Hehehe, reminds me of the original wasteland when you went to the Temple in Vegas (??) all the acolytes going "NRC NRC NRC" :D
 
And that's cause they employ people. The charging station concept will never fly and electric cars are not going anywhere either, not unless you can get a good day's charge at night from your home or apartment. If you can't charge up at night or while you aren't driving then it just isn't going to fly. Charging stations will be relegated to highway traffic and a few, "fast charge stations" for those who need one, and you'll pay big for that juice.

And this is why Electric cars will remain a small percentage of cars sold for many years. Nobody want to wait around for an hour or more waiting for the car to charge so they can drive another 50 miles.

Even the Tesla, at their super charger station, take 30 minutes to give you a half charge.

Tesla, an expensive car has been built around the most advanced battery pack available, still only gets 270 miles with a full charge under ideal conditions. Try driving at 75MPG with the air or heat blasting, and the mileage will drop noticeably. A type ICE car will get 400-600 miles on the highway before needed a fill-up, and after 5 minutes you are back on the road.

Most other electric cars are like the Leaf. Small cars with a limited range that don't even have room for a spare tire, yet cost more than a nice mid-sized car.

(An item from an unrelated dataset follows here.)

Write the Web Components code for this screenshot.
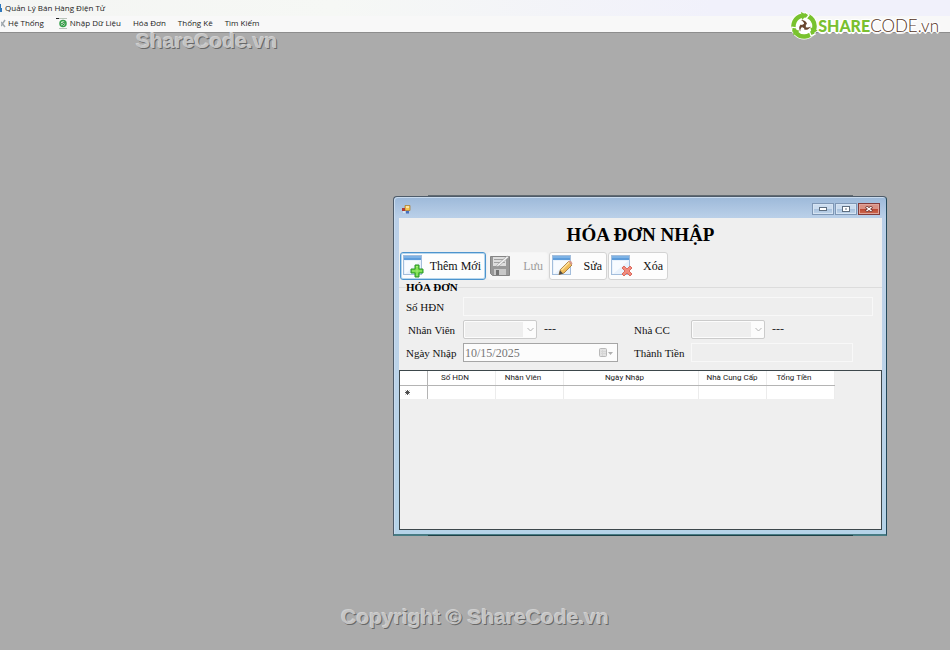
<!DOCTYPE html>
<html lang="vi">
<head>
<meta charset="utf-8">
<title>Quản Lý Bán Hàng Điện Tử</title>
<style>
html, body { height: 100%; margin: 0; }
body { font-family: "Liberation Serif", "Times New Roman", serif; font-size: 11px; color: #111; overflow: hidden; }
</style>
</head>
<body>
<sales-app></sales-app>
<script>
function define(name, html, setup) {
  const template = document.createElement('template');
  template.innerHTML = html;
  customElements.define(name, class extends HTMLElement {
    constructor() {
      super();
      this.attachShadow({ mode: 'open' }).append(template.content.cloneNode(true));
    }
    connectedCallback() { if (setup) setup(this, this.shadowRoot); }
  });
}

const sheet = `
  <rect x="1.5" y="1.5" width="18" height="19" fill="#e9f2fc" stroke="#a3bddb"/>
  <rect x="2" y="2" width="17" height="4" fill="#5e9ddb"/>
  <path d="M2 3h17" stroke="#9cc8f0"/>
  <path d="M3 20V7h15L3 20" fill="#f8fbff"/>`;
const icons = {
  add: sheet + `<g transform="translate(-1 -1)"><path d="M14 12h4v4h4v4h-4v4h-4v-4h-4v-4h4z" fill="#67d33c" stroke="#2b962b"/><path d="M15 13.5h2M16 13v10M11 18h10" stroke="#a5ee78"/></g>`,
  edit: sheet + `<path d="M8 20.500l1.500-5 8-8 3.500 3.500-8 8z" fill="#f0bd5b" stroke="#ad8145"/><path d="M10 15.500l8-8 1 1-8 8z" fill="#ffe4a0"/><path d="M17.500 7.500l1-1q2 0 3 3l-1 1.500z" fill="#d89a8c"/><path d="M8 20.500l1-4 3 3z" fill="#494947"/>`,
  remove: sheet + `<path d="M12 14l2-2 3 3 3-3 2 2-3 3 3 3-2 2-3-3-3 3-2-2 3-3z" fill="#f08c7e" stroke="#dc6a5e"/>`,
  save: `<path d="M1.500 2.500h19v19h-17l-2-2z" fill="#989898" stroke="#858585"/><path d="M4 3h13v9H4z" fill="#dedede"/><path d="M5 5.500h11M5 8.500h11" stroke="#a2a2a2"/><path d="M5 15h12v6H5z" fill="#c8c8c8"/><path d="M7 16h3v5H7z" fill="#747474"/><path d="M8 11L18 2l2 1-10 9-3 1z" fill="#f3f3f3" stroke="#909090" stroke-width=".6"/>`
};

define('app-title', `
  <style>
    :host { display: flex; align-items: center; height: 16px; gap: 3px; background: linear-gradient(90deg, #f4f5f3, #f6f8f5 35%, #f1f1fb 75%); font: 8px/16px "Open Sans", sans-serif; color: #222; white-space: nowrap; }
    svg { width: 2px; height: 8px; }
  </style>
  <svg viewBox="0 0 2 8" aria-hidden="true"><path d="M0 0h1v4h1v4H0z" fill="#2f78bd"/></svg>
  <slot></slot>`);

define('app-menu', `
  <style>
    :host { display: flex; align-items: center; height: 14px; gap: 12px; padding: 0 0 2px 1px; background: #f8f8f8; border-bottom: 1px solid #8d8d8d; }
  </style>
  <slot></slot>`);

define('menu-item', `
  <style>
    :host { display: block; }
    button { display: flex; align-items: center; gap: 2px; padding: 0; border: 0; background: none; color: #222; font: 8px/14px "Open Sans", sans-serif; white-space: nowrap; }
  </style>
  <button type="button"><slot name="icon"></slot><slot></slot></button>`);

define('share-logo', `
  <style>
    :host { display: flex; align-items: center; font: 300 17px/20px Lato, sans-serif; color: #54321c; white-space: nowrap;
      text-shadow: 1px 1px 0 #fff, -1px -1px 0 #fff, 1px -1px 0 #fff, -1px 1px 0 #fff, 2px 0 0 #fff, 0 2px 0 #fff, 0 0 3px #fff; }
    svg { width: 28px; height: 30px; }
    b { color: #7ac030; font-size: 16px; font-weight: 900; }
  </style>
  <svg viewBox="0 0 28 30" aria-hidden="true">
    <circle cx="14" cy="15" r="13.500" fill="#fff"/>
    <g fill="none" stroke="#79c22e" stroke-width="4.500">
      <path d="M4.500 20A11 11 0 0 1 12 4.600"/>
      <path d="M4.500 20A11 11 0 0 1 12 4.600" transform="rotate(120 14 15)"/>
      <path d="M4.500 20A11 11 0 0 1 12 4.600" transform="rotate(240 14 15)"/>
    </g>
    <g fill="#79c22e"><path d="M11 1l6 3-5 5z"/><path d="M11 1l6 3-5 5z" transform="rotate(120 14 15)"/><path d="M11 1l6 3-5 5z" transform="rotate(240 14 15)"/></g>
    <g fill="none" stroke="#fff" stroke-width="1.300"><path d="M15 1l4 3-4 5"/><path d="M15 1l4 3-4 5" transform="rotate(120 14 15)"/><path d="M15 1l4 3-4 5" transform="rotate(240 14 15)"/></g>
    <g fill="#68452f"><path d="M11 9q5 0 6 4l-3 2q1-4-3-6"/><path d="M11 9q5 0 6 4l-3 2q1-4-3-6" transform="rotate(120 14 15)"/><path d="M11 9q5 0 6 4l-3 2q1-4-3-6" transform="rotate(240 14 15)"/><circle cx="14" cy="15" r="2"/></g>
  </svg>
  <span><b>SHARE</b>CODE.vn</span>`);

define('water-mark', `
  <style>
    :host { display: block; font: bold 21px/24px "Liberation Sans", Arial, sans-serif; color: #c4c4c4; text-shadow: 1px 1px 0 #686868, -1px -1px 0 #d0d0d0; white-space: nowrap; }
  </style>
  <slot></slot>`);

define('tool-button', `
  <style>
    :host { display: block; box-sizing: border-box; height: 28px; }
    button { display: flex; align-items: center; justify-content: space-between; box-sizing: border-box; width: 100%; height: 100%; padding: 0 4px 0 1px; border: 1px solid #d3d3d3; border-radius: 3px; background: #fdfdfd; color: #111; font: 12px/16px "Liberation Serif", serif; white-space: nowrap; }
    svg { width: 23px; height: 25px; flex: none; }
    :host([primary]) button { border-color: #4d94cd; box-shadow: inset 0 0 0 1px #b7d7ee; }
    button:disabled { color: #9c9c9c; border-color: #f5f5f5; background: #f7f7f7; }
  </style>
  <button type="button"><svg viewBox="0 0 23 25" aria-hidden="true"></svg><span><slot></slot></span></button>`,
  (host, root) => {
    root.querySelector('svg').innerHTML = icons[host.getAttribute('icon')];
    root.querySelector('button').disabled = host.hasAttribute('disabled');
  });

define('text-field', `
  <style>
    :host { display: contents; }
    label { align-self: center; white-space: nowrap; padding-left: var(--label-indent, 0); }
    input { grid-column: var(--field-span, auto); box-sizing: border-box; width: var(--field-width, 100%); min-width: 0; height: 19px; padding: 0 2px; border: 1px solid #f8f8f8; background: #eeeeee; font: inherit; }
  </style>
  <label for="f"></label><input id="f" type="text" disabled>`,
  (host, root) => { root.querySelector('label').textContent = host.getAttribute('label'); });

define('combo-field', `
  <style>
    :host { display: contents; }
    label { align-self: center; white-space: nowrap; padding-left: var(--label-indent, 0); }
    .row { display: flex; align-items: center; gap: 7px; color: #333; font-size: 12px; }
    .box { display: grid; width: 74px; height: 19px; }
    select, svg { grid-area: 1 / 1; }
    select { appearance: none; box-sizing: border-box; width: 100%; height: 19px; border: 1px solid #cbcbcb; border-radius: 2px; background: linear-gradient(#eeeeee, #eeeeee) 1px 1px / 58px 15px no-repeat #fcfcfc; opacity: 1; }
    svg { justify-self: end; align-self: center; width: 7px; height: 5px; margin-right: 3px; }
  </style>
  <label for="f"></label>
  <div class="row"><div class="box"><select id="f" disabled></select><svg viewBox="0 0 7 5" aria-hidden="true"><path d="M.5 1l3 3 3-3" fill="none" stroke="#b4b4b4"/></svg></div><span>---</span></div>`,
  (host, root) => { root.querySelector('label').textContent = host.getAttribute('label'); });

define('date-field', `
  <style>
    :host { display: contents; }
    label { align-self: center; white-space: nowrap; }
    .box { display: flex; align-items: center; box-sizing: border-box; height: 19px; border: 1px solid #a6a6a6; background: #fcfcfc; padding-right: 4px; }
    input { flex: 1; min-width: 0; padding: 0 1px; border: 0; background: none; color: #777; font: 12px/16px "Liberation Serif", serif; }
    svg { width: 14px; height: 10px; }
  </style>
  <label for="f"></label>
  <div class="box"><input id="f" type="text" value="10/15/2025" disabled>
    <svg viewBox="0 0 14 10" aria-hidden="true"><rect x=".5" y=".5" width="7" height="8" rx="1" fill="#e2e2e2" stroke="#b9b9b9"/><path d="M2 3.500h5M2 5.500h5M3.500 2v6" stroke="#d6d6d6"/><path d="M9 4h5l-2.500 3z" fill="#b0b0b0"/></svg></div>`,
  (host, root) => { root.querySelector('label').textContent = host.getAttribute('label'); });

define('group-box', `
  <style>
    :host { display: block; }
    fieldset { display: grid; grid-template-columns: 57px 155px 73px 1fr; grid-template-rows: 19px 19px 19px; row-gap: 4px; margin: 0; padding: 3px 9px 8px 7px; border: 0 solid #dcdcdc; border-top-width: 1px; min-width: 0; }
    legend { padding: 0; font: bold 11px/14px "Liberation Serif", serif; color: #000; }
  </style>
  <fieldset><legend></legend><slot></slot></fieldset>`,
  (host, root) => { root.querySelector('legend').textContent = host.getAttribute('caption'); });

define('invoice-table', `
  <style>
    :host { display: block; box-sizing: border-box; border: 1px solid #3d474b; background: #efefef; min-height: 0; }
    table { border-collapse: collapse; table-layout: fixed; width: 434px; background: #fff; font: 8px/10px Roboto, sans-serif; color: #222; }
    th, td { box-sizing: border-box; height: 14px; padding: 0; border-right: 1px solid #ececec; font-weight: normal; white-space: nowrap; }
    th { border-bottom: 1px solid #b4b4b4; padding-right: 12px; }
    th.full { padding-right: 0; }
    tr > :first-child { border-right-color: #b4b4b4; }
    td:first-child { padding-left: 5px; }
    svg { display: block; width: 5px; height: 5px; }
    .r { width: 27px; } .s { width: 68px; } .d { width: 135px; }
  </style>
  <table>
    <colgroup><col class="r"><col class="s"><col class="s"><col class="d"><col class="s"><col class="s"></colgroup>
    <thead><tr><th></th><th>Số HDN</th><th>Nhân Viên</th><th>Ngày Nhập</th><th class="full">Nhà Cung Cấp</th><th>Tổng Tiền</th></tr></thead>
    <tbody><tr><td><svg viewBox="0 0 5 5" aria-hidden="true"><path d="M2.500 0v5M0 2.500h5M.7.7l3.600 3.600M4.300.7L.7 4.300" stroke="#444" stroke-width=".9"/></svg></td><td></td><td></td><td></td><td></td><td></td></tr></tbody>
  </table>`);

define('window-control', `
  <style>
    :host { display: block; }
    button { display: grid; place-items: center; box-sizing: border-box; width: 22px; height: 12px; padding: 0; border: 1px solid #7f97b5; background: linear-gradient(#cbdcef 45%, #a8c1dd 50%, #bfd4ea); box-shadow: inset 0 0 0 1px #d6e4f3; }
    :host([danger]) button { border-color: #833c3b; background: linear-gradient(#d99184 45%, #bb4632 50%, #ce6b50); box-shadow: inset 0 0 0 1px #dfa49a; }
  </style>
  <button type="button"><slot></slot></button>`,
  (host, root) => root.querySelector('button').setAttribute('aria-label', host.getAttribute('label')));

define('desktop-window', `
  <style>
    :host { display: flex; flex-direction: column; box-sizing: border-box; border: 1px solid #4e5b69; border-right-color: #22485a; border-bottom: 2px solid #477b83; border-radius: 4px 4px 0 0; background: linear-gradient(#9db9d9, #b9cfe8 20px, #bed2e8 80px, #b5d3e8); padding: 0 4px 4px 5px; box-shadow: inset 1px 1px 0 #c9dbee; }
    :host::before, :host::after { content: ""; position: absolute; left: 34px; right: 33px; height: 1px; background: #626a70; top: -2px; }
    :host::after { top: auto; bottom: -2px; background: #1d4148; }
    header { display: flex; align-items: center; height: 21px; padding: 3px 2px 0 2px; box-sizing: border-box; gap: 1px; }
    header > svg { width: 10px; height: 9px; margin-right: auto; }
    main { flex: 1; min-height: 0; display: flex; flex-direction: column; background: #efefef; }
  </style>
  <header>
    <svg viewBox="0 0 10 9" aria-hidden="true"><path d="M4 .5h5v5H4z" fill="#f6c850" stroke="#a8772b" stroke-width=".7"/><path d="M1 3h3v3H1z" fill="#ad3b35"/><path d="M5 6h3v2.500H5z" fill="#496fbd"/><path d="M2 7h2M5 2h3" stroke="#fff"/></svg>
    <window-control label="Thu nhỏ"><svg width="8" height="4" viewBox="0 0 8 4"><rect x=".5" y=".5" width="7" height="3" fill="#fff" stroke="#5e6e80"/></svg></window-control>
    <window-control label="Phóng to"><svg width="8" height="6" viewBox="0 0 8 6"><rect x=".5" y=".5" width="7" height="5" fill="#fff" stroke="#5e6e80"/><path d="M3 3h2" stroke="#5e6e80"/></svg></window-control>
    <window-control label="Đóng" danger><svg width="8" height="6" viewBox="0 0 8 6"><path d="M1 0.500l6 5M7 .5l-6 5" stroke="#713531" stroke-width="3"/><path d="M1.500 1l5 4M6.500 1l-5 4" stroke="#fff" stroke-width="1.500"/></svg></window-control>
  </header>
  <main><slot></slot></main>`);

define('invoice-form', `
  <style>
    :host { display: flex; flex: 1; min-height: 0; flex-direction: column; }
    h1 { margin: 0; padding-top: 5px; text-align: center; font: bold 19px/24px "Liberation Serif", serif; color: #000; }
    nav { display: grid; grid-template-columns: 86px 61px 58px 60px; column-gap: 1px; padding: 5px 0 0 1px; }
    invoice-table { flex: 1; }
    .wide { --field-span: 2 / 5; }
    .indent { --label-indent: 2px; }
    .right { --label-indent: 16px; --field-width: 162px; }
  </style>
  <h1>HÓA ĐƠN NHẬP</h1>
  <nav>
    <tool-button icon="add" primary>Thêm Mới</tool-button>
    <tool-button icon="save" disabled>Lưu</tool-button>
    <tool-button icon="edit">Sửa</tool-button>
    <tool-button icon="remove">Xóa</tool-button>
  </nav>
  <group-box caption="HÓA ĐƠN">
    <text-field class="wide" label="Số HĐN"></text-field>
    <combo-field class="indent" label="Nhân Viên"></combo-field>
    <combo-field class="right" label="Nhà CC"></combo-field>
    <date-field label="Ngày Nhập"></date-field>
    <text-field class="right" label="Thành Tiền"></text-field>
  </group-box>
  <invoice-table></invoice-table>`);

define('sales-app', `
  <style>
    :host { display: flex; flex-direction: column; height: 100%; position: relative; background: #ababab; }
    .workspace { flex: 1; position: relative; }
    desktop-window { position: absolute; left: 393px; right: 63px; top: 163px; bottom: 114px; }
    share-logo { position: absolute; right: 11px; top: 11px; }
    .top { position: absolute; left: 136px; top: -4px; }
    .bottom { position: absolute; left: 0; right: 0; bottom: 21px; text-align: center; }
    .gear { width: 5px; height: 9px; }
    .db { width: 12px; height: 11px; }
  </style>
  <app-title>Quản Lý Bán Hàng Điện Tử</app-title>
  <app-menu>
    <menu-item><svg slot="icon" class="gear" viewBox="0 0 5 9" aria-hidden="true"><path d="M0 7l4-6M0 3l4 5" stroke="#a0a8ae" stroke-width="1.500"/></svg>Hệ Thống</menu-item>
    <menu-item><svg slot="icon" class="db" viewBox="0 0 12 11" aria-hidden="true"><path d="M0 .5h3" stroke="#222"/><path d="M3 .5h8M3 10.500h8" stroke="#b8c3b8"/><circle cx="7" cy="5.500" r="3" fill="#d9f3d7" stroke="#35a04a" stroke-width="1.500"/><path d="M5 6l4-2M6 7.500l3-2" stroke="#238438"/></svg>Nhập Dữ Liệu</menu-item>
    <menu-item>Hóa Đơn</menu-item>
    <menu-item>Thống Kê</menu-item>
    <menu-item>Tìm Kiếm</menu-item>
  </app-menu>
  <div class="workspace">
    <water-mark class="top">ShareCode.vn</water-mark>
    <desktop-window><invoice-form></invoice-form></desktop-window>
    <water-mark class="bottom">Copyright © ShareCode.vn</water-mark>
  </div>
  <share-logo></share-logo>`);
</script>
</body>
</html>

When I can buy a midsized electric car or a small SUV, that gets 400+ miles on a charge, still has room for a spare tire, a good sized trunk, 5 passengers, and can be charged in less than 15 minutes, I'll consider a electric car, assuming it also doesn't cost much more than an ICE/Hybrid. I don't see this happening for a long time considering current battery technology, as we would need at least 8 times the current power/density of the current batteries.